By Maury and Dog
Every once in a while, the US becomes involved in some kind of so-called free
trade agreement with some other nations of the world. The current trade
agreement is the TPP, the Trans Pacific Partnership. Several years ago there
was great concern with NAFTA, the North American Free Trade Agreement involving
Mexico, the United States, and Canada. What is a free trade agreement?
I guess my dictionary is outdated. I thought the US purports to use a
capitalist economic system -- supposedly a competitive, free enterprise system
of which free trade is one element. It seems to me that free trade is an
oxymoron with the concept of formal trade agreements such as TPP or NAFTA. If
there exists truly free trade among individuals, organizations, or nations,
then why is there a need for formal, legal agreements? And if there is a North
American Free trade Agreement with the US, Mexico, and Canada, then what kind
of trade do we have with South America, or Europe, or Turkey? Do we have a
NATFTA, North American and Turkey Free Trade Agreement? How does free
trade exist under a formal trade agreement?
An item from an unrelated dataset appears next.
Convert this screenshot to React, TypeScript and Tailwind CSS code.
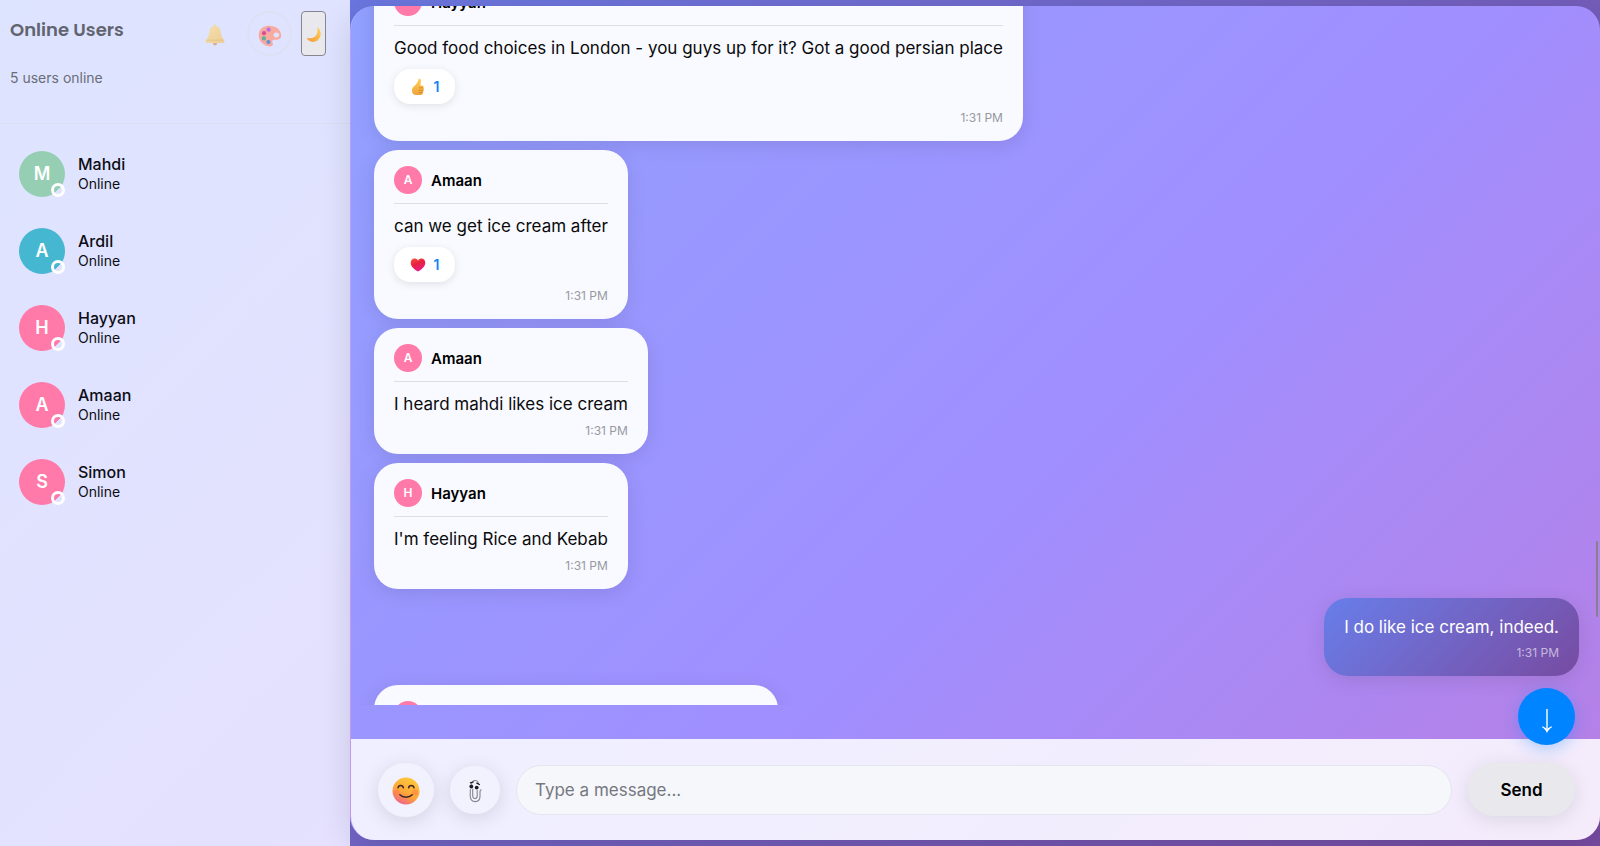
import React, { useLayoutEffect, useRef } from "react";

const users = [
  { name: "Mahdi", color: "bg-[#96ceb4]" },
  { name: "Ardil", color: "bg-[#45b7d1]" },
  { name: "Hayyan", color: "bg-[#ff7aa8]" },
  { name: "Amaan", color: "bg-[#ff7aa8]" },
  { name: "Simon", color: "bg-[#ff7aa8]" },
];

function BellIcon() {
  return (
    <svg viewBox="0 0 20 22" className="w-5 h-[22px]">
      <defs>
        <linearGradient id="bell" x1="0" y1="0" x2="1" y2="1">
          <stop offset="0" stopColor="#ffe07a" />
          <stop offset="1" stopColor="#fbc04c" />
        </linearGradient>
      </defs>
      <circle cx="10" cy="19.4" r="2" fill="#d98a3a" />
      <path
        d="M10 .6c.9 0 1.3.6 1.3 1.4 3 .9 4.2 3.2 4.5 6.3.3 3 .8 4.900 2.300 6.500.8.8 1.300 1.700 1.300 2.600 0 1-.7 1.600-1.900 1.600H2.500c-1.200 0-1.900-.6-1.900-1.600 0-.9.5-1.800 1.300-2.600 1.500-1.600 2-3.500 2.300-6.500C4.500 5.200 5.700 2.900 8.700 2c0-.8.4-1.400 1.300-1.400Z"
        fill="url(#bell)"
      />
      <path d="M1.5 16.2h17" stroke="#d99a3f" strokeWidth=".8" opacity=".7" />
    </svg>
  );
}

function PaletteIcon() {
  return (
    <svg viewBox="0 0 24 22" className="w-6 h-[22px]">
      <path
        d="M11 .8C4.800.8.700 4.900.700 10.200c0 5.400 4 9.500 8.600 10.900 2.800.9 5.300.5 5.600-1.500.2-1.500-1-2.400-.6-3.600.5-1.600 3-.8 5.600-1.400 2.300-.5 3.500-2 3.300-4.600C22.800 4.500 17.600.8 11 .8Zm7.300 6.600c1.800 0 2.900 1.200 2.900 2.600s-1.100 2.500-2.900 2.500-2.800-1.100-2.800-2.500 1-2.600 2.800-2.600Z"
        fill="#ff9d8a"
      />
      <circle cx="10.6" cy="4.7" r="2.1" fill="#b052d8" />
      <circle cx="6" cy="8.2" r="2.1" fill="#d8287a" />
      <circle cx="5.8" cy="13.4" r="2.1" fill="#35a87c" />
      <circle cx="10.4" cy="17" r="2.1" fill="#3f7fd0" />
    </svg>
  );
}

function MoonIcon() {
  return (
    <svg viewBox="0 0 16 16" className="w-4 h-4">
      <defs>
        <linearGradient id="moon" x1="1" y1="0" x2="0" y2="1">
          <stop offset="0" stopColor="#ffd257" />
          <stop offset="1" stopColor="#f29a3a" />
        </linearGradient>
      </defs>
      <path
        d="M12.200.8c2.300 2.400 3.200 6.100 1.900 9.200-1.300 3.200-4.200 4.900-7.300 4.900C4 14.900 1.800 13.400 1 11.600c-.2-.5.2-.8.7-.7 3.200.8 6.700-.2 8.600-3 1.400-2.100 1.500-4.300 1.100-6.600-.1-.6.4-.9.800-.5Z"
        fill="url(#moon)"
      />
    </svg>
  );
}

function ThumbIcon() {
  return (
    <svg viewBox="0 0 16 18" className="w-4 h-[18px]">
      <defs>
        <linearGradient id="thumb" x1="0" y1="0" x2="0" y2="1">
          <stop offset="0" stopColor="#ffd04f" />
          <stop offset="1" stopColor="#f0a23c" />
        </linearGradient>
      </defs>
      <path
        d="M8.6 1c.8-.7 2-.2 2.200 1 .3 1.900-.2 3.600-.4 5.400h1.500c1.500 0 2.200 1.300 1.500 2.300.7.7.7 1.800 0 2.400.5.8.2 1.800-.5 2.200.1 1.600-.8 2.700-2.500 2.700H6.200C3.500 17 2 15.300 2 12.700c0-2.500 1-3.700 2.600-4.900C6.500 6.300 8.100 3.600 8.600 1Z"
        fill="url(#thumb)"
      />
      <path d="M9 9.800h4.200M8.800 12.300h4.400M8.800 14.700h3.800" stroke="#c97a28" strokeWidth=".7" fill="none" />
    </svg>
  );
}

function HeartIcon() {
  return (
    <svg viewBox="0 0 18 16" className="w-4 h-3.5">
      <defs>
        <linearGradient id="heart" x1="0" y1="0" x2=".5" y2="1">
          <stop offset="0" stopColor="#f8503c" />
          <stop offset=".5" stopColor="#e8213f" />
          <stop offset="1" stopColor="#e81e88" />
        </linearGradient>
      </defs>
      <path
        d="M9 3.100C10 1.300 11.500.700 13 .700c2.500 0 4.300 2 4.300 4.600 0 4.300-4.300 7.800-7.500 9.700-.5.300-1.100.3-1.600 0C5 13.100.700 9.600.700 5.300.700 2.700 2.500.700 5 .700c1.500 0 3 .6 4 2.400Z"
        fill="url(#heart)"
      />
    </svg>
  );
}

function SmileIcon() {
  return (
    <svg viewBox="0 0 28 28" className="w-7 h-7">
      <defs>
        <linearGradient id="smile" x1=".8" y1="0" x2=".3" y2="1">
          <stop offset="0" stopColor="#ffcb3d" />
          <stop offset=".6" stopColor="#fda637" />
          <stop offset="1" stopColor="#f0608c" />
        </linearGradient>
      </defs>
      <circle cx="14" cy="14" r="13.5" fill="url(#smile)" />
      <circle cx="4.8" cy="15.5" r="3" fill="#ff7a4a" opacity=".5" />
      <circle cx="23.2" cy="15.5" r="3" fill="#ff7a4a" opacity=".5" />
      <path
        d="M6 10.800c.4-3.200 5-3.200 5.400 0M16.600 10.800c.4-3.200 5-3.200 5.400 0M7.800 17.800c3 3.200 9.400 3.200 12.400 0"
        fill="none"
        stroke="#43282b"
        strokeWidth="1.5"
        strokeLinecap="round"
      />
    </svg>
  );
}

function ClipIcon() {
  return (
    <svg viewBox="0 0 14 24" className="w-3.5 h-6">
      <path
        d="M3.500 5C4 2.500 6 1.200 8 1.500c1.400.3 2.200 1.400 2.300 3M2.300 10.500 2.200 17c.2 3.800 2.200 5.600 4.900 5.600 3.100 0 4.900-2.300 4.900-5.300v-4.500c0-1.200.4-1.800 1.200-2M4.700 10v7c.2 1.800 1 2.500 2.200 2.500 1.400 0 2.300-1 2.300-2.800v-5.200"
        fill="none"
        stroke="#85858d"
        strokeWidth="1.1"
        strokeLinecap="round"
      />
      <circle cx="3.3" cy="7.5" r="1.9" fill="#1d1d20" />
      <circle cx="8.7" cy="8.6" r="1.9" fill="#1d1d20" />
      <path d="M2.400 3.900 5.200 3M8.800 4.200l2.600 1.300" stroke="#1d1d20" strokeWidth="1.3" strokeLinecap="round" />
    </svg>
  );
}

function ArrowIcon() {
  return (
    <svg viewBox="0 0 12 26" className="w-3 h-[26px]">
      <path d="M6 1v21" stroke="white" strokeWidth="1.4" />
      <path
        d="M6 25C5 22.500 3.300 20.600 1 19.300l.6-1C3.600 19.200 5 20.300 6 21.600c1-1.300 2.400-2.400 4.400-3.300l.6 1C8.700 20.600 7 22.500 6 25Z"
        fill="white"
      />
    </svg>
  );
}

function UserItem({ name, color }: { name: string; color: string }) {
  return (
    <li className="flex items-center gap-[13px] h-[77px] px-[19px]">
      <div
        className={`relative flex items-center justify-center w-[46px] h-[46px] rounded-full text-white text-lg font-semibold ${color}`}
      >
        {name[0]}
        <span className="absolute right-0 bottom-0 w-3.5 h-3.5 rounded-full border-3 border-white bg-linear-135 from-transparent from-50% to-[#e0e3ff] to-50%" />
      </div>
      <div className="text-[#0c0d14]">
        <div className="text-base leading-5 font-medium">{name}</div>
        <div className="text-sm leading-5">Online</div>
      </div>
    </li>
  );
}

function Sidebar() {
  return (
    <aside className="flex flex-col shrink-0 w-[350px] bg-linear-135 from-[#dde4ff] to-[#e5e1ff]">
      <header className="h-[124px] pl-2.5 pr-6 pt-[11px] border-b border-[#dbdff3]">
        <div className="flex items-start justify-between">
          <h2 className="pt-[5px] text-lg leading-7 font-semibold text-[#61646f] font-[Poppins,Inter,sans-serif]">
            Online Users
          </h2>
          <div className="flex items-center gap-[9px]">
            <button
              aria-label="Notifications"
              className="flex items-center justify-center w-[46px] h-[45px] pt-0.5 opacity-60"
            >
              <BellIcon />
            </button>
            <button
              aria-label="Theme"
              className="flex items-center justify-center w-[45px] h-[45px] rounded-full border-2 border-[#dde1f4]"
            >
              <span className="opacity-80 pt-1">
                <PaletteIcon />
              </span>
            </button>
            <button
              aria-label="Dark mode"
              className="flex items-center justify-center w-[25px] h-[45px] pt-0.5 rounded border border-[#85868f] bg-[#e9e9ed]"
            >
              <MoonIcon />
            </button>
          </div>
        </div>
        <p className="pt-3 text-sm leading-5 text-[#6a6d78]">5 users online</p>
      </header>
      <ul className="pt-[11px]">
        {users.map((user) => (
          <UserItem key={user.name} {...user} />
        ))}
      </ul>
    </aside>
  );
}

type MessageProps = {
  name: string;
  text: string;
  reaction?: React.ReactNode;
};

function Message({ name, text, reaction }: MessageProps) {
  return (
    <article className="self-start shrink-0 px-5 pt-4 pb-[13px] rounded-3xl bg-[#f9faff] shadow-[0_4px_20px_rgba(0,0,0,0.1)]">
      <div className="flex items-center gap-[9px] pb-[9px] border-b border-[#dedfe5]">
        <span className="flex items-center justify-center w-7 h-7 rounded-full bg-[#ff7aa8] text-white text-xs font-semibold">
          {name[0]}
        </span>
        <span className="pt-0.5 text-[15px] leading-5 font-semibold text-black">{name}</span>
      </div>
      <p className="pt-2 text-[17px] leading-7 text-[#0a0a0c]">{text}</p>
      {reaction && (
        <button className="flex items-center justify-center gap-2 w-[61px] h-[35px] mt-[7px] mb-px rounded-2xl bg-white shadow-[0_2px_8px_rgba(0,0,0,0.1)] text-sm font-semibold text-[#0f84f5]">
          {reaction}1
        </button>
      )}
      <time className="block pt-[3px] text-right text-xs leading-5 text-[#97989f]">1:31 PM</time>
    </article>
  );
}

function MessageList() {
  const listRef = useRef<HTMLDivElement>(null);

  useLayoutEffect(() => {
    if (listRef.current) listRef.current.scrollTop = 34;
  }, []);

  return (
    <div
      ref={listRef}
      className="flex flex-col gap-[9px] flex-1 min-h-0 pl-[23px] pr-[21px] overflow-y-auto [scrollbar-width:none]"
    >
      <Message
        name="Hayyan"
        text="Good food choices in London - you guys up for it? Got a good persian place"
        reaction={<ThumbIcon />}
      />
      <Message name="Amaan" text="can we get ice cream after" reaction={<HeartIcon />} />
      <Message name="Amaan" text="I heard mahdi likes ice cream" />
      <Message name="Hayyan" text="I'm feeling Rice and Kebab" />
      <article className="self-end shrink-0 px-5 pt-[15px] pb-[13px] rounded-3xl bg-linear-135 from-[#667eea] to-[#764ba2] shadow-[0_4px_20px_rgba(0,0,0,0.1)] text-white">
        <p className="text-[17px] leading-7">I do like ice cream, indeed.</p>
        <time className="block pt-0.5 text-right text-xs leading-5 text-white/60">1:31 PM</time>
      </article>
      <Message name="Amaan" text="Kebab place near the station looks great too!!" />
    </div>
  );
}

function Composer() {
  return (
    <form className="relative flex items-center gap-4 h-[101px] pl-[27px] pr-[25px] bg-white/85">
      <button
        type="button"
        aria-label="Emoji"
        className="flex items-center justify-center w-14 h-[54px] pt-0.5 rounded-full bg-[#f1f2fe] shadow-[0_4px_20px_rgba(0,0,0,0.12)]"
      >
        <SmileIcon />
      </button>
      <button
        type="button"
        aria-label="Attach file"
        className="flex items-center justify-center w-[50px] h-12 pt-0.5 rounded-full bg-[#f1f2fe] shadow-[0_4px_20px_rgba(0,0,0,0.12)]"
      >
        <ClipIcon />
      </button>
      <input
        type="text"
        aria-label="Message"
        placeholder="Type a message..."
        className="flex-1 min-w-0 h-[50px] px-[18px] rounded-full border border-[#e4e5ee] bg-[#f5f7fb] text-[17px] placeholder:text-[#757780]"
      />
      <button
        type="submit"
        className="w-[107px] h-[53px] pt-0.5 rounded-full bg-[#e9e9ed] shadow-[0_4px_20px_rgba(0,0,0,0.1)] text-[17px] font-semibold text-black"
      >
        Send
      </button>
      <button
        type="button"
        aria-label="Scroll to bottom"
        className="absolute right-[25px] -top-[51px] flex items-center justify-center w-[57px] h-[57px] pt-2 rounded-full bg-[#0084ff] shadow-[0_4px_16px_rgba(0,132,255,0.3)]"
      >
        <ArrowIcon />
      </button>
    </form>
  );
}

function App() {
  return (
    <div className="flex h-screen font-[Inter,sans-serif] bg-linear-135 from-[#667eea] to-[#764ba2]">
      <Sidebar />
      <main className="relative flex flex-col flex-1 min-w-0 my-1.5 rounded-3xl overflow-hidden border-l border-white/20 bg-linear-135 from-[#91a0ff] via-[#a08fff] via-55% to-[#b67fe4] shadow-[0_8px_32px_rgba(0,0,0,0.12)]">
        <MessageList />
        <div className="h-[34px] shrink-0" />
        <Composer />
        <div className="absolute right-0.5 top-[535px] w-0.5 h-[76px] rounded-full bg-[#85818f]" />
      </main>
    </div>
  );
}

export default App;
I don't get it. When is free free?
My Take - Maury asks a foundational question that needs
to be asked repeatedly and answered often because history shows any deal struck by
governments, for governments - it's never free. Do we think the tax code, which
is written by government for the benefit of government, is "fair and
equitable"? Of course not! There are all sorts of tax benefits for special
interests, many times buried in sections that have nothing to do with that
particular part of the tax code. There's a reason the tax code has 74,608 pages.
"free trade" are much like everything else defined by government -
they're misnomers used to fool the public. Free trade agreements are in reality
"managed trade agreements" that "serve special interests and big business, not citizens"! If it was otherwise why would there need to be an agreement?